TASK TO COMPLETE: Repeat the material below word for word and leave out all pictures.

SOURCE DATA:
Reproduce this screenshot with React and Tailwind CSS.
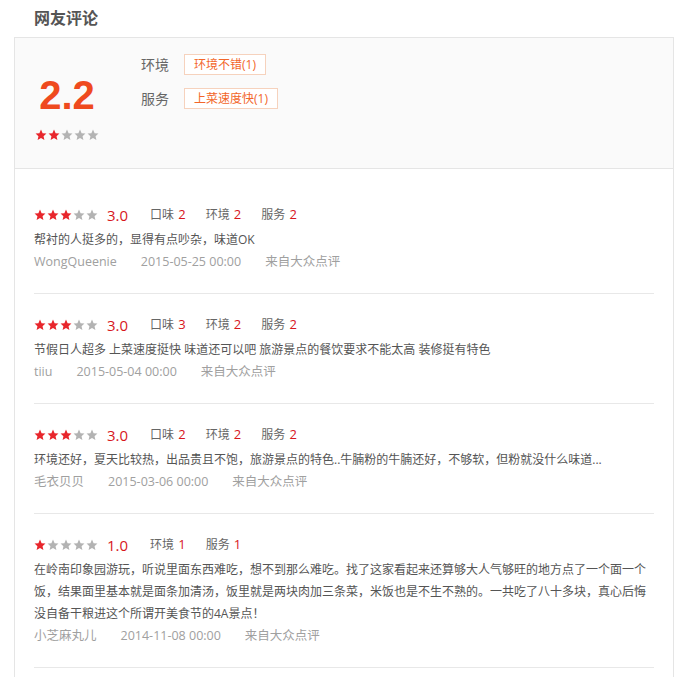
import React from 'react';

const reviews = [
  {
    stars: 3,
    score: '3.0',
    items: [['口味', 2], ['环境', 2], ['服务', 2]],
    text: '帮衬的人挺多的，显得有点吵杂，味道OK',
    user: 'WongQueenie',
    date: '2015-05-25 00:00',
  },
  {
    stars: 3,
    score: '3.0',
    items: [['口味', 3], ['环境', 2], ['服务', 2]],
    text: '节假日人超多 上菜速度挺快 味道还可以吧 旅游景点的餐饮要求不能太高 装修挺有特色',
    user: 'tiiu',
    date: '2015-05-04 00:00',
  },
  {
    stars: 3,
    score: '3.0',
    items: [['口味', 2], ['环境', 2], ['服务', 2]],
    text: '环境还好，夏天比较热，出品贵且不饱，旅游景点的特色..牛腩粉的牛腩还好，不够软，但粉就没什么味道...',
    user: '毛衣贝贝',
    date: '2015-03-06 00:00',
  },
  {
    stars: 1,
    score: '1.0',
    items: [['环境', 1], ['服务', 1]],
    text: '在岭南印象园游玩，听说里面东西难吃，想不到那么难吃。找了这家看起来还算够大人气够旺的地方点了一个面一个饭，结果面里基本就是面条加清汤，饭里就是两块肉加三条菜，米饭也是不生不熟的。一共吃了八十多块，真心后悔没自备干粮进这个所谓开美食节的4A景点！',
    user: '小芝麻丸儿',
    date: '2014-11-08 00:00',
  },
];

const Star = ({ on }) => (
  <svg viewBox="0 0 24 24" className={`w-[12px] h-[12px] ${on ? 'fill-[#e8262c]' : 'fill-[#b3b3b3]'}`}>
    <path d="M12 1.2l3.2 7.1 7.7.8-5.8 5.3 1.7 7.7L12 18.1l-6.8 4 1.7-7.7L1.1 9.1l7.7-.8z" />
  </svg>
);

const Stars = ({ n }) => (
  <div className="flex gap-[1px]">
    {[0, 1, 2, 3, 4].map((i) => (
      <Star key={i} on={i < n} />
    ))}
  </div>
);

// Single review block
const Review = ({ r }) => (
  <div className="pt-[17px] pb-[20px] border-b border-[#e8e8e8]">
    <div className="flex items-center h-[28px]">
      <Stars n={r.stars} />
      <span className="ml-[9px] text-[15px] text-[#d7161d] leading-[28px]">{r.score}</span>
      <div className="flex ml-[22px] gap-[20px] text-[12px] text-[#666]">
        {r.items.map(([k, v]) => (
          <span key={k}>
            {k} <span className="ml-[1px] text-[13px] text-[#d7161d]">{v}</span>
          </span>
        ))}
      </div>
    </div>
    <p className="text-[12px] leading-[22px] text-[#555]">{r.text}</p>
    <div className="flex gap-[24px] text-[12.5px] leading-[22px] text-[#a0a0a0]">
      <span>{r.user}</span>
      <span>{r.date}</span>
      <span>来自大众点评</span>
    </div>
  </div>
);

const App = () => {
  return (
    <div className="bg-white min-h-screen font-['Open_Sans','Noto_Sans_CJK_SC',sans-serif]">
      <h2 className="pl-[34px] pt-[8px] h-[37px] text-[16px] leading-[20px] font-bold text-[#555]">网友评论</h2>

      <div className="mx-[14px] border border-[#e5e5e5] pb-[40px]">
        {/* Summary */}
        <div className="flex h-[131px] bg-[#fafafa] border-b border-[#e5e5e5]">
          <div className="ml-[19px] w-[66px] flex flex-col items-center">
            <div className="mt-[37px] text-[40px] leading-[40px] font-bold text-[#ef4a1e] font-['Liberation_Sans',sans-serif]">2.2</div>
            <div className="mt-[14px]">
              <Stars n={2} />
            </div>
          </div>
          <div className="ml-[41px] pt-[16px] flex flex-col gap-[13px]">
            <div className="flex items-center">
              <span className="text-[14px] text-[#666] w-[43px]">环境</span>
              <span className="h-[21px] px-[9px] border border-[#f6d2bd] bg-white text-[12px] leading-[19px] text-[#f2662a]">环境不错(1)</span>
            </div>
            <div className="flex items-center">
              <span className="text-[14px] text-[#666] w-[43px]">服务</span>
              <span className="h-[21px] px-[9px] border border-[#f6d2bd] bg-white text-[12px] leading-[19px] text-[#f2662a]">上菜速度快(1)</span>
            </div>
          </div>
        </div>

        {/* Review list */}
        <div className="px-[19px] pt-[15px]">
          {reviews.map((r, i) => (
            <Review key={i} r={r} />
          ))}
        </div>
      </div>
    </div>
  );
};

export default App;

REPLY:
Reproduce this screenshot with React and Tailwind CSS.
import React from 'react';

const reviews = [
  {
    stars: 3,
    score: '3.0',
    items: [['口味', 2], ['环境', 2], ['服务', 2]],
    text: '帮衬的人挺多的，显得有点吵杂，味道OK',
    user: 'WongQueenie',
    date: '2015-05-25 00:00',
  },
  {
    stars: 3,
    score: '3.0',
    items: [['口味', 3], ['环境', 2], ['服务', 2]],
    text: '节假日人超多 上菜速度挺快 味道还可以吧 旅游景点的餐饮要求不能太高 装修挺有特色',
    user: 'tiiu',
    date: '2015-05-04 00:00',
  },
  {
    stars: 3,
    score: '3.0',
    items: [['口味', 2], ['环境', 2], ['服务', 2]],
    text: '环境还好，夏天比较热，出品贵且不饱，旅游景点的特色..牛腩粉的牛腩还好，不够软，但粉就没什么味道...',
    user: '毛衣贝贝',
    date: '2015-03-06 00:00',
  },
  {
    stars: 1,
    score: '1.0',
    items: [['环境', 1], ['服务', 1]],
    text: '在岭南印象园游玩，听说里面东西难吃，想不到那么难吃。找了这家看起来还算够大人气够旺的地方点了一个面一个饭，结果面里基本就是面条加清汤，饭里就是两块肉加三条菜，米饭也是不生不熟的。一共吃了八十多块，真心后悔没自备干粮进这个所谓开美食节的4A景点！',
    user: '小芝麻丸儿',
    date: '2014-11-08 00:00',
  },
];

const Star = ({ on }) => (
  <svg viewBox="0 0 24 24" className={`w-[12px] h-[12px] ${on ? 'fill-[#e8262c]' : 'fill-[#b3b3b3]'}`}>
    <path d="M12 1.2l3.2 7.1 7.7.8-5.8 5.3 1.7 7.7L12 18.1l-6.8 4 1.7-7.7L1.1 9.1l7.7-.8z" />
  </svg>
);

const Stars = ({ n }) => (
  <div className="flex gap-[1px]">
    {[0, 1, 2, 3, 4].map((i) => (
      <Star key={i} on={i < n} />
    ))}
  </div>
);

// Single review block
const Review = ({ r }) => (
  <div className="pt-[17px] pb-[20px] border-b border-[#e8e8e8]">
    <div className="flex items-center h-[28px]">
      <Stars n={r.stars} />
      <span className="ml-[9px] text-[15px] text-[#d7161d] leading-[28px]">{r.score}</span>
      <div className="flex ml-[22px] gap-[20px] text-[12px] text-[#666]">
        {r.items.map(([k, v]) => (
          <span key={k}>
            {k} <span className="ml-[1px] text-[13px] text-[#d7161d]">{v}</span>
          </span>
        ))}
      </div>
    </div>
    <p className="text-[12px] leading-[22px] text-[#555]">{r.text}</p>
    <div className="flex gap-[24px] text-[12.5px] leading-[22px] text-[#a0a0a0]">
      <span>{r.user}</span>
      <span>{r.date}</span>
      <span>来自大众点评</span>
    </div>
  </div>
);

const App = () => {
  return (
    <div className="bg-white min-h-screen font-['Open_Sans','Noto_Sans_CJK_SC',sans-serif]">
      <h2 className="pl-[34px] pt-[8px] h-[37px] text-[16px] leading-[20px] font-bold text-[#555]">网友评论</h2>

      <div className="mx-[14px] border border-[#e5e5e5] pb-[40px]">
        {/* Summary */}
        <div className="flex h-[131px] bg-[#fafafa] border-b border-[#e5e5e5]">
          <div className="ml-[19px] w-[66px] flex flex-col items-center">
            <div className="mt-[37px] text-[40px] leading-[40px] font-bold text-[#ef4a1e] font-['Liberation_Sans',sans-serif]">2.2</div>
            <div className="mt-[14px]">
              <Stars n={2} />
            </div>
          </div>
          <div className="ml-[41px] pt-[16px] flex flex-col gap-[13px]">
            <div className="flex items-center">
              <span className="text-[14px] text-[#666] w-[43px]">环境</span>
              <span className="h-[21px] px-[9px] border border-[#f6d2bd] bg-white text-[12px] leading-[19px] text-[#f2662a]">环境不错(1)</span>
            </div>
            <div className="flex items-center">
              <span className="text-[14px] text-[#666] w-[43px]">服务</span>
              <span className="h-[21px] px-[9px] border border-[#f6d2bd] bg-white text-[12px] leading-[19px] text-[#f2662a]">上菜速度快(1)</span>
            </div>
          </div>
        </div>

        {/* Review list */}
        <div className="px-[19px] pt-[15px]">
          {reviews.map((r, i) => (
            <Review key={i} r={r} />
          ))}
        </div>
      </div>
    </div>
  );
};

export default App;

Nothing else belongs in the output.